You know some people (like those who like to play devil’s advocate) might say that these two women are exceptions to the rule. That they already had money to begin with. That they got Ivy League educations. That they have both worked at Google. And so they were always destined to be role models. But I disagree. The glass ceiling for women has always been stuck at the work life balance equation. And not always because employers set it there, but mostly because women themselves set it there. They want to do it all, be it all, have it all, and they know that to be “perfect” they must achieve that delicate balance between “work” and what is ironically enough called “life”. But life here is just a euphemism for “not work”.
So in reality what balance are we women really striving for? The balance between work and not work? Again the definition of work is different for many people. For example, for me dusting is work. Cooking is sometimes work. Laundry is helluva lot of work. But writing blog posts? Conjuring up social media plans? Outlining content strategies? That’s not work for me – that’s fun! That’s the the stuff I actually enjoy doing. I’d rather be beating my head against an article deadline than folding laundry, and although I do both, I must admit I enjoy one more than the other.
So where’s my balance? Indeed its a tricky question. For now I am content to throw the term “work life balance” out the window and contend myself with the fact that work is life and life is work. And as long as it’s what I really want to do, then I’m living the life I want.

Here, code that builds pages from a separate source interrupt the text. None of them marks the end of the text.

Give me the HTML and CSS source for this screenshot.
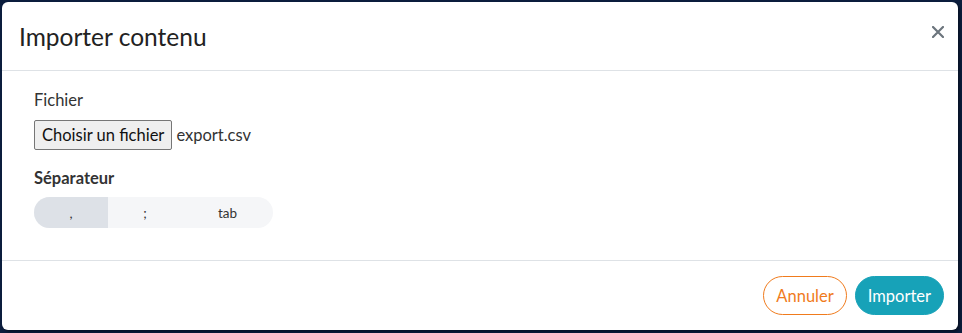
FILE: index.html
```html
<!DOCTYPE html>
<html lang="fr">
<head>
    <meta charset="UTF-8">
    <meta name="viewport" content="width=device-width, initial-scale=1.0">
    <title>Importer contenu</title>
    <link rel="stylesheet" href="styles.css">
</head>
<body>
    <div class="backdrop">
        <div class="modal">
            <div class="modal-header">
                <h2>Importer contenu</h2>
                <button type="button" class="close" aria-label="Fermer">
                    <svg width="12" height="12" viewBox="0 0 12 12">
                        <path d="M1 1 L11 11 M11 1 L1 11" stroke="#6c757d" stroke-width="2.2" stroke-linecap="round"/>
                    </svg>
                </button>
            </div>
            <div class="modal-body">
                <label class="field-label">Fichier</label>
                <div class="file-row">
                    <span class="file-button">Choisir un fichier</span>
                    <span class="file-name">export.csv</span>
                </div>
                <div class="section-label">Séparateur</div>
                <div class="segments">
                    <button type="button" class="segment active">,</button>
                    <button type="button" class="segment">;</button>
                    <button type="button" class="segment wide">tab</button>
                </div>
            </div>
            <div class="modal-footer">
                <button type="button" class="btn btn-outline">Annuler</button>
                <button type="button" class="btn btn-primary">Importer</button>
            </div>
        </div>
    </div>
</body>
</html>
```

FILE: styles.css
```css
body {
    margin: 0;
    padding: 0;
    font-family: "Lato", "Open Sans", sans-serif;
    background-color: #0b1d3d;
    color: #333;
}

.backdrop {
    padding: 2px 4px 3px 2px;
}

.modal {
    background-color: white;
    border-radius: 6px;
    display: flex;
    flex-direction: column;
    box-shadow: 2px 2px 3px rgba(0, 0, 0, 0.4);
}

.modal-header {
    display: flex;
    justify-content: space-between;
    align-items: center;
    height: 68px;
    padding: 0 14px 0 17px;
    border-bottom: 1px solid #dee2e6;
}

.modal-header h2 {
    margin: 0;
    font-size: 24.5px;
    font-weight: 400;
    color: #222;
}

.close {
    align-self: flex-start;
    margin-top: 24px;
    border: none;
    background: none;
    padding: 0;
    width: 12px;
    height: 12px;
    cursor: pointer;
}

.close svg {
    display: block;
}

.modal-body {
    height: 189px;
    box-sizing: border-box;
    padding: 19px 32px;
}

.field-label {
    display: block;
    font-size: 16.5px;
    margin-bottom: 10px;
}

.file-row {
    display: flex;
    align-items: center;
    gap: 4px;
    font-size: 16.5px;
}

.file-button {
    border: 1px solid #767676;
    border-radius: 2px;
    background-color: #efefef;
    padding: 4px 7px;
    color: #111;
}

.section-label {
    font-weight: 700;
    font-size: 16.5px;
    margin: 18px 0 9px;
}

.segments {
    display: inline-flex;
    border-radius: 16px;
    overflow: hidden;
    background-color: #f5f6f8;
}

.segment {
    border: none;
    background: none;
    width: 74px;
    height: 31px;
    font-family: inherit;
    font-size: 13.5px;
    color: #333;
    padding: 0;
}

.segment.wide {
    width: 91px;
}

.segment.active {
    background-color: #dde1e7;
}

.modal-footer {
    display: flex;
    justify-content: flex-end;
    align-items: center;
    gap: 8px;
    height: 69px;
    padding: 0 14px;
    border-top: 1px solid #dee2e6;
}

.btn {
    font-family: inherit;
    font-size: 16.5px;
    height: 39px;
    padding: 0 12px;
    border-radius: 20px;
    cursor: pointer;
}

.btn-outline {
    background: white;
    border: 1px solid #f07b1d;
    color: #f07b1d;
}

.btn-primary {
    background-color: #17a2b8;
    border: 1px solid #17a2b8;
    color: white;
}
```
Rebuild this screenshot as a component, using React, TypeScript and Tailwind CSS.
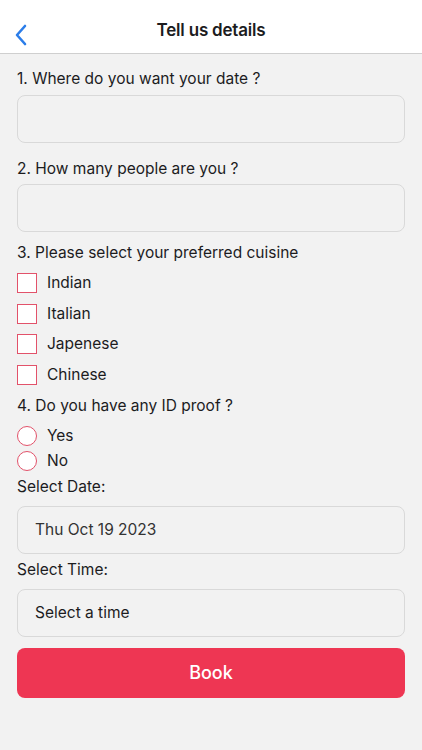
import React, { useState } from 'react';

const cuisines = ['Indian', 'Italian', 'Japenese', 'Chinese'];

export default function App() {
  const [picked, setPicked] = useState<string[]>([]);
  const [idProof, setIdProof] = useState<string | null>(null);

  const toggle = (c: string) =>
    setPicked((p) => (p.includes(c) ? p.filter((x) => x !== c) : [...p, c]));

  return (
    <div
      className="min-h-[750px] w-full bg-[#f2f2f2] text-[#1c1c1e]"
      style={{ fontFamily: 'Inter, "Noto Sans", sans-serif' }}
    >
      {/* Header */}
      <div className="relative flex h-[54px] items-center justify-center border-b border-[#cfcfcf] bg-white">
        <button className="absolute left-[10px] top-[20px] p-1">
          <svg width="14" height="22" viewBox="0 0 14 22" fill="none">
            <path d="M11 2L3 11l8 9" stroke="#2b7de9" strokeWidth="2.6" strokeLinecap="round" strokeLinejoin="round" />
          </svg>
        </button>
        <h1 className="pt-[9px] text-[17px] font-semibold tracking-[-0.2px]">Tell us details</h1>
      </div>

      <div className="px-[17px] text-[15.5px]">
        <p className="mt-[15px] leading-[20px]">1. Where do you want your date ?</p>
        <input className="mt-[6px] block h-[48px] w-full rounded-[8px] border border-[#d9d9d9] bg-[#f2f2f2] px-4 outline-none" />

        <p className="mt-[16px] leading-[20px]">2. How many people are you ?</p>
        <input className="mt-[5px] block h-[48px] w-full rounded-[8px] border border-[#d9d9d9] bg-[#f2f2f2] px-4 outline-none" />

        <p className="mt-[11px] leading-[20px]">3. Please select your preferred cuisine</p>
        <div className="mt-[10px] flex flex-col gap-[10.5px]">
          {cuisines.map((c) => (
            <label key={c} className="flex h-[20px] items-center gap-[10px]" onClick={() => toggle(c)}>
              <span className="flex h-[20px] w-[20px] items-center justify-center border-[1.5px] border-[#e2526a] bg-white">
                {picked.includes(c) && <span className="h-[10px] w-[10px] bg-[#e2526a]" />}
              </span>
              <span className="leading-[20px]">{c}</span>
            </label>
          ))}
        </div>

        <p className="mt-[11px] leading-[20px]">4. Do you have any ID proof ?</p>
        <div className="mt-[10px] flex flex-col gap-[5px]">
          {['Yes', 'No'].map((o) => (
            <label key={o} className="flex h-[20px] items-center gap-[10px]" onClick={() => setIdProof(o)}>
              <span className="flex h-[20px] w-[20px] items-center justify-center rounded-full border-[1.5px] border-[#e2526a] bg-white">
                {idProof === o && <span className="h-[10px] w-[10px] rounded-full bg-[#e2526a]" />}
              </span>
              <span className="leading-[20px]">{o}</span>
            </label>
          ))}
        </div>

        <p className="mt-[6px] leading-[20px]">Select Date:</p>
        <div className="mt-[9px] flex h-[48px] items-center rounded-[8px] border border-[#d9d9d9] px-[17px] text-[#333333]">
          Thu Oct 19 2023
        </div>

        <p className="mt-[6px] leading-[20px]">Select Time:</p>
        <div className="mt-[9px] flex h-[48px] items-center rounded-[8px] border border-[#d9d9d9] px-[17px] text-[#1c1c1e]">
          Select a time
        </div>

        <button className="mt-[11px] flex h-[50px] w-full items-center justify-center rounded-[8px] bg-[#ee3653] text-[18px] font-medium text-white">
          Book
        </button>
      </div>
    </div>
  );
}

To sum it up, I leave you with a quote from the excellent Forbes article on the work life balance myth written by Lisa Quast:
“Life is filled with peaks and valleys where we will spend more time in certain pursuits at different times in our lives. Instead of worrying that we’re not in perfect balance, we should celebrate the times when we’re off balance – as these are usually the times when we learn the most.”